Pour chercher la langue là où elle se trouve, un auteur genevois de la deuxième moitié du 19e siècle collectionne les coupures de journaux et les citations d’auteurs. Jean-Daniel Blavignac, architecte, historien et archéologue, part à la recherche des mots et des choses, dans un même mouvement à la fois chaotique et scrupuleux. Son manuscrit composé de feuilles volantes, de collages de passages autographes ou imprimés découpés selon des lois que lui seul connaît, n’a pas été publié.

Sans s’arrêter aux mots régionaux, son Glossaire genevois contient des informations sur les habitudes et les mœurs de Genève, qu’il met en lien avec le monde.

Des témoignages d’auteurs ayant voyagé hors de nos frontières nous apprennent ainsi que le Genevois, amateur d’absinthe, n’est pas le seul à prendre un apéritif local avant de passer à table afin d’exciter son appétit.

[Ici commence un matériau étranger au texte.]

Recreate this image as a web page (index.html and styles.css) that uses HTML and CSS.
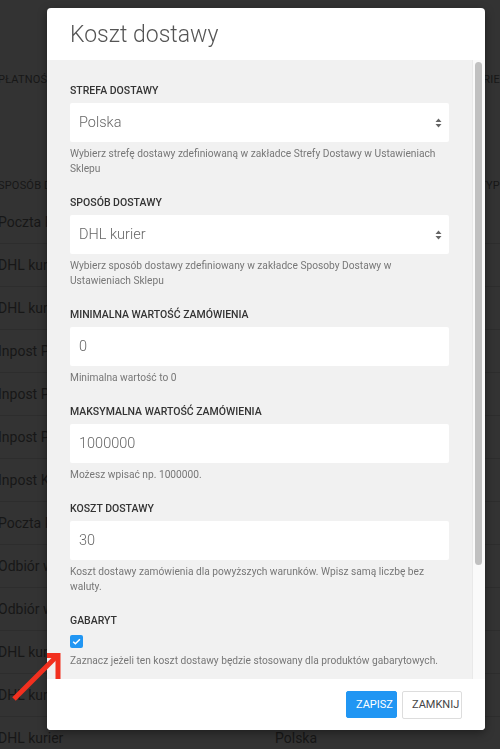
FILE: index.html
```html
<!DOCTYPE html>
<html lang="pl">
<head>
<meta charset="utf-8">
<title>Koszt dostawy</title>
<link rel="stylesheet" href="styles.css">
</head>
<body>
<div class="page">
  <div class="bg-head bg-head-1"><span class="c1">PŁATNOŚCI</span><span class="c3">KATEGORIE</span></div>
  <div class="bg-head bg-head-2"><span class="c1">SPOSÓB DOSTAWY</span><span class="c2">STREFA</span><span class="c3">TYP</span></div>
  <ul class="bg-rows">
    <li><span class="c1">Poczta Polska</span><span class="c2">Polska</span></li>
    <li><span class="c1">DHL kurier</span><span class="c2">Polska</span></li>
    <li><span class="c1">DHL kurier</span><span class="c2">Polska</span></li>
    <li><span class="c1">Inpost Paczkomaty</span><span class="c2">Polska</span></li>
    <li><span class="c1">Inpost Paczkomaty</span><span class="c2">Polska</span></li>
    <li><span class="c1">Inpost Paczkomaty</span><span class="c2">Polska</span></li>
    <li><span class="c1">Inpost Kurier</span><span class="c2">Polska</span></li>
    <li><span class="c1">Poczta Polska</span><span class="c2">Polska</span></li>
    <li><span class="c1">Odbiór własny</span><span class="c2">Polska</span></li>
    <li><span class="c1">Odbiór własny</span><span class="c2">Polska</span></li>
    <li><span class="c1">DHL kurier</span><span class="c2">Polska</span></li>
    <li><span class="c1">DHL kurier</span><span class="c2">Polska</span></li>
    <li><span class="c1">DHL kurier</span><span class="c2">Polska</span></li>
  </ul>
</div>

<div class="modal">
  <div class="modal-header">
    <h1 class="modal-title">Koszt dostawy</h1>
  </div>
  <div class="modal-body">
    <div class="body-content">
      <div class="field">
        <label class="field-label">Strefa dostawy</label>
        <div class="control control-select">
          <span>Polska</span>
          <svg class="select-arrows" width="7" height="10" viewBox="0 0 7 10"><path d="M3.5 0.5 L6.5 4 H0.5 Z M3.5 9.5 L6.5 6 H0.5 Z" fill="#666"/></svg>
        </div>
        <p class="help">Wybierz strefę dostawy zdefiniowaną w zakładce Strefy Dostawy w Ustawieniach Sklepu</p>
      </div>
      <div class="field">
        <label class="field-label">Sposób dostawy</label>
        <div class="control control-select">
          <span>DHL kurier</span>
          <svg class="select-arrows" width="7" height="10" viewBox="0 0 7 10"><path d="M3.5 0.5 L6.5 4 H0.5 Z M3.5 9.5 L6.5 6 H0.5 Z" fill="#666"/></svg>
        </div>
        <p class="help">Wybierz sposób dostawy zdefiniowany w zakładce Sposoby Dostawy w Ustawieniach Sklepu</p>
      </div>
      <div class="field">
        <label class="field-label">Minimalna wartość zamówienia</label>
        <div class="control"><span>0</span></div>
        <p class="help">Minimalna wartość to 0</p>
      </div>
      <div class="field">
        <label class="field-label">Maksymalna wartość zamówienia</label>
        <div class="control"><span>1000000</span></div>
        <p class="help">Możesz wpisać np. 1000000.</p>
      </div>
      <div class="field">
        <label class="field-label">Koszt dostawy</label>
        <div class="control"><span>30</span></div>
        <p class="help">Koszt dostawy zamówienia dla powyższych warunków. Wpisz samą liczbę bez waluty.</p>
      </div>
      <div class="field field-last">
        <label class="field-label">Gabaryt</label>
        <span class="checkbox">
          <svg width="13" height="13" viewBox="0 0 13 13"><path d="M3.2 6.7 L5.4 8.8 L9.9 4.3" fill="none" stroke="#fff" stroke-width="1.5"/></svg>
        </span>
        <p class="help help-check">Zaznacz jeżeli ten koszt dostawy będzie stosowany dla produktów gabarytowych.</p>
      </div>
    </div>
    <div class="scrollbar"><div class="scrollbar-thumb"></div></div>
  </div>
  <div class="modal-footer">
    <button class="btn btn-primary">Zapisz</button>
    <button class="btn btn-default">Zamknij</button>
  </div>
</div>

<svg class="pointer-arrow" width="500" height="749" viewBox="0 0 500 749">
  <path d="M14 699 L56 657" stroke="#f2301f" stroke-width="5" fill="none"/>
  <path d="M47 655.5 H58 V679" stroke="#f2301f" stroke-width="5" fill="none"/>
</svg>
</body>
</html>
```
FILE: styles.css
```css
* { box-sizing: border-box; }

html, body {
  margin: 0;
  padding: 0;
  height: 100%;
}

body {
  background: #333333;
  font-family: Roboto, "Liberation Sans", sans-serif;
  overflow: hidden;
}

/* background page (dimmed) */
.page {
  padding-top: 72px;
  color: #171717;
}

.bg-head {
  display: flex;
  font-size: 11px;
  line-height: 16px;
  letter-spacing: 0.2px;
}

.bg-head-2 {
  margin-top: 90px;
}

.bg-head .c1,
.bg-rows .c1 {
  width: 277px;
  margin-left: -2px;
  white-space: nowrap;
}

.bg-head .c2 {
  width: 212px;
}

.bg-head-1 .c1 {
  width: 489px;
}

.bg-head .c3 {
  white-space: nowrap;
}

.bg-rows {
  list-style: none;
  margin: 7px 0 0;
  padding: 0;
}

.bg-rows li {
  display: flex;
  align-items: center;
  height: 43px;
  font-size: 14px;
  border-bottom: 1px solid #2d2d2d;
}

/* modal */
.modal {
  position: fixed;
  top: 8px;
  left: 47px;
  width: 438px;
  height: 722px;
  background: #fff;
  border-radius: 4px;
  display: flex;
  flex-direction: column;
  overflow: hidden;
  box-shadow: 0 3px 10px rgba(0, 0, 0, 0.4);
}

.modal-header {
  height: 52px;
  flex: none;
  display: flex;
  align-items: center;
  padding: 0 23px;
}

.modal-title {
  margin: 0;
  font-size: 23px;
  font-weight: 300;
  color: #555;
  line-height: 1;
}

.modal-body {
  flex: 1;
  min-height: 0;
  display: flex;
  background: #f1f1f1;
}

.body-content {
  flex: 1;
  min-width: 0;
  overflow: hidden;
  padding: 24px 23px 0 23px;
}

.scrollbar {
  flex: none;
  width: 13px;
  background: #fafafa;
  border-left: 1px solid #e9e9e9;
  padding: 2px 3px 0 2px;
}

.scrollbar-thumb {
  height: 503px;
  background: #c1c1c1;
  border-radius: 4px;
}

.field {
  margin-bottom: 20px;
}

.field-last {
  margin-bottom: 0;
}

.field-label {
  display: block;
  font-size: 10.5px;
  line-height: 14px;
  font-weight: 500;
  color: #333;
  text-transform: uppercase;
  margin-bottom: 5px;
}

.control {
  height: 39px;
  background: #fff;
  border-radius: 2px;
  display: flex;
  align-items: center;
  justify-content: space-between;
  padding: 0 7px 0 9px;
  font-size: 14.5px;
  font-weight: 300;
  color: #666;
}

.select-arrows {
  display: block;
}

.help {
  margin: 4px 0 0;
  font-size: 10.2px;
  line-height: 15px;
  color: #777;
}

.checkbox {
  display: block;
  width: 13px;
  height: 13px;
  margin-top: 7px;
  background: #2196f3;
  border-radius: 2px;
}

.checkbox svg {
  display: block;
}

.help-check {
  margin-top: 5px;
}

.modal-footer {
  height: 51px;
  flex: none;
  display: flex;
  justify-content: flex-end;
  align-items: center;
  gap: 5px;
  padding: 0 23px;
  background: #fff;
}

.btn {
  font-family: Roboto, "Liberation Sans", sans-serif;
  font-size: 11px;
  text-transform: uppercase;
  border-radius: 2px;
  height: 27px;
  padding: 0 9px;
  cursor: pointer;
}

.btn-primary {
  background: #2196f3;
  color: #fff;
  border: 1px solid #2196f3;
  width: 51px;
}

.btn-default {
  background: #fff;
  color: #444;
  border: 1px solid #ddd;
  width: 60px;
  height: 28px;
}

.pointer-arrow {
  position: fixed;
  top: 0;
  left: 0;
  pointer-events: none;
}
```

Et c’est dans la presse de mai 1865 que Blavignac a trouvé un contrepoison pour limiter les effets néfastes de cette boisson: il faut «la ferrer» en y plongeant un fer rougi à blanc afin de faire s’évaporer «le poison».

L’informateur est un quotidien genevois, bien nommé «l’Indicateur du Léman».

Cette anecdote est en rapport avec la conférence n°2 “La recherche d’un français régional sans complexes”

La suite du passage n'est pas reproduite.